Les relations officielles entre le Maroc et la Chine datent de 1958, leurs relations commerciales sont régies par l'accord signé entre les deux pays en 1995 et, depuis 2010, le dragon asiatique est le 3ème partenaire commercial du Royaume. Le volume de leurs échanges a atteint 31,8 milliards de dirhams l'année dernière, contre 11 milliards de dirhams en 2006, soit près du triple en moins d'une décennie. Même sur le plan militaire, le Maroc a commencé à acquérir du matériel chinois, renforçant son arsenal avec, entre autres, le lance roquettes multiples PHL03/AR-2 et le char MBT-2000. Bien que la discrétion diplomatique soit une caractéristique commune aux deux Etats, qui partagent également un pragmatisme politique assumé, tout porte à croire que leurs relations sont appelées à se renforcer et s'approfondir.
Entre l'Eurasie et l'Afrique occidentale
Nul besoin d'expliquer aux Chinois les méfaits du séparatisme, Pékin en sait long sur le sujet, que ce soit au Tibet ou au Xinjiang. Ni le terrorisme jihadiste, auquel il offre des conditions propices d'accroissement et un vivier naturel de recrutement. Les Marocains ne sont pas, non plus, à convaincre de l'importance de se connecter à la « Route de la Soie », dans sa version maritime en particulier, puisqu'il permet de mieux se positionner en plate-forme logistique entre l'Eurasie et l'Afrique occidentale et s'intégrer à la nouvelle dynamique économique stimulée par le bloc des BRICS (Brésil, Russie, Inde, Chine et Afrique du Sud).
Quand le FMI a été créé, il y a 70 ans, les Etats-Unis représentaient quelque 50% de l'économie mondiale. Ce chiffre n'est plus que de 22%. L'introduction du Yuan dans le panier de devises de réserve du FMI représente, donc, le début d'une nouvelle ère, et ce, à divers niveaux. C'est la première fois, en effet, qu'un pays qui n'est pas une démocratie libérale acquiert un tel poids dans la structure financière internationale. Il est à remarquer que les médias occidentaux mettent de moins en moins l'accent sur le fait que la Chine est, jusqu'à présent, gouvernée par un parti communiste, même si ce dernier a pratiquement abandonné toute référence à la lutte des classes, depuis le temps de feu Deng Xiaoping.

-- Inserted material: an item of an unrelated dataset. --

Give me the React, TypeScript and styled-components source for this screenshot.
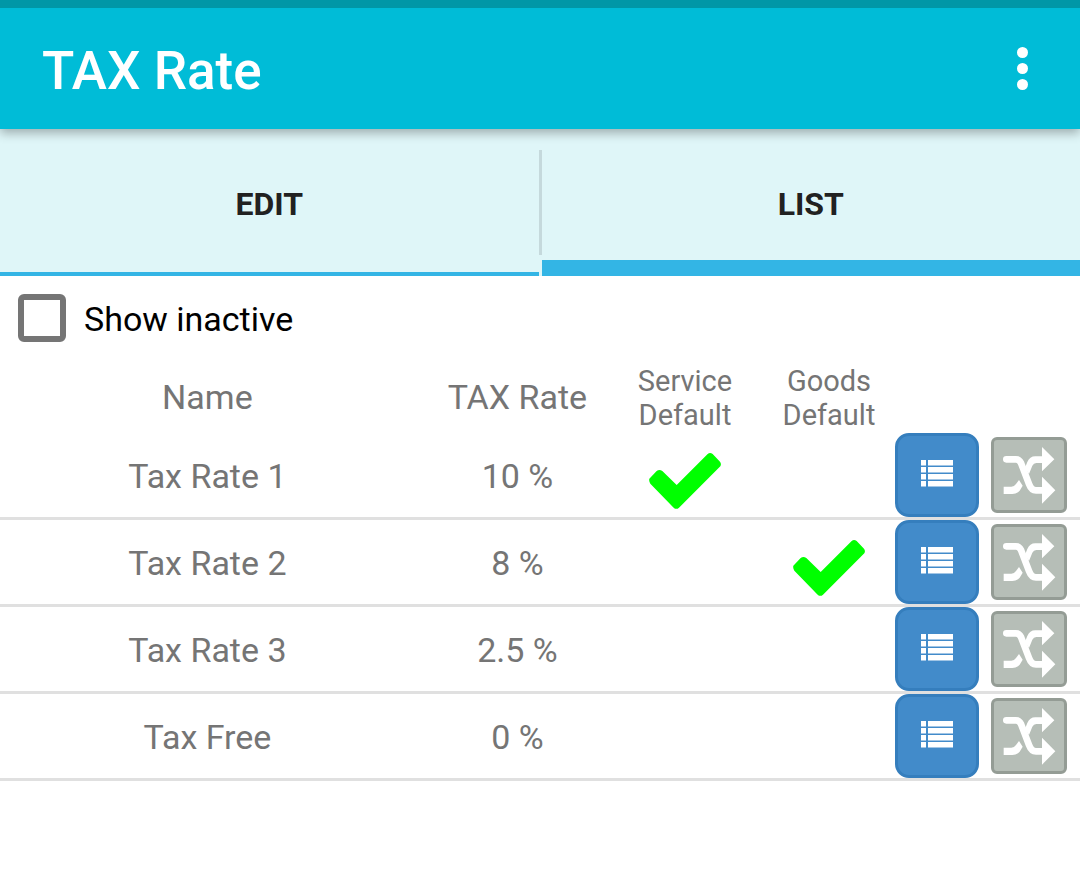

Sur les cinq monnaies de réserve du FMI : le Dollar américain, le Yen japonais, la Livre sterling britannique, l'Euro de l'UE et, dès octobre 2016, le Yuan chinois, le Maroc en compte deux dans son panier de cotation du Dirham, le Dollar et l'Euro. Le Dollar plafonne, actuellement, à son plus haut niveau depuis 12 ans, à en croire Janet Yellen, présidente de la Réserve fédérale des Etats-Unis. Alors que la zone Euro est confrontée plus que jamais à des risques de grosse tempête, la politique d'assouplissement monétaire appliquée par la Banque Centrale Européenne n'arrivant toujours pas à juguler la tendance déflationniste qui paralyse les économies de l'UE.
Le fait de tourner le regard, en ce moment critique, vers la Chine permet de se rendre compte qu'il faudrait nécessairement relativiser le rôle que ce pays peut d'ores et déjà jouer dans la stimulation de l'économie mondiale. Il enregistre son plus bas taux de croissance depuis un quart de siècle. Ce qui n'est pas du tout une bonne nouvelle pour les pays émergents et même pour tout le reste de la planète. Selon le FMI, le PIB mondial ne va pas progresser de plus de 3,1% cette année, une aussi modeste performance que celle de 2009. Le spectre d'une crise aussi sévère que celle de 2008, sinon plus grave, plane sur l'ensemble du globe, comme semble le confirmer le récent effondrement record du Baltic Dry Freight Index, un indice des prix pour le transport maritime de vrac sec considéré comme fiable pour refléter les variations futures du PIB mondial.
Les pays occidentaux ne sont plus tout à fait capables de tracter l'économie mondiale, alors que la Chine et ses autres partenaires des BRICS ne sont pas, non plus, déjà aptes à le faire. Les prévisions de croissance économique en ce qui concerne l'Afrique sont, par contre, beaucoup plus optimistes, tablant sur un taux de 4,5% cette année. Le FMI annonce, par ailleurs, une progression du PIB de 4,9% au Maroc. Le continent noir recèle un potentiel de croissance dont le monde a, présentement, bien besoin. Ses politiques de coopération triangulaire à l'appui, le Royaume est, de ce fait, de mieux en mieux placé pour en constituer un puissant relais.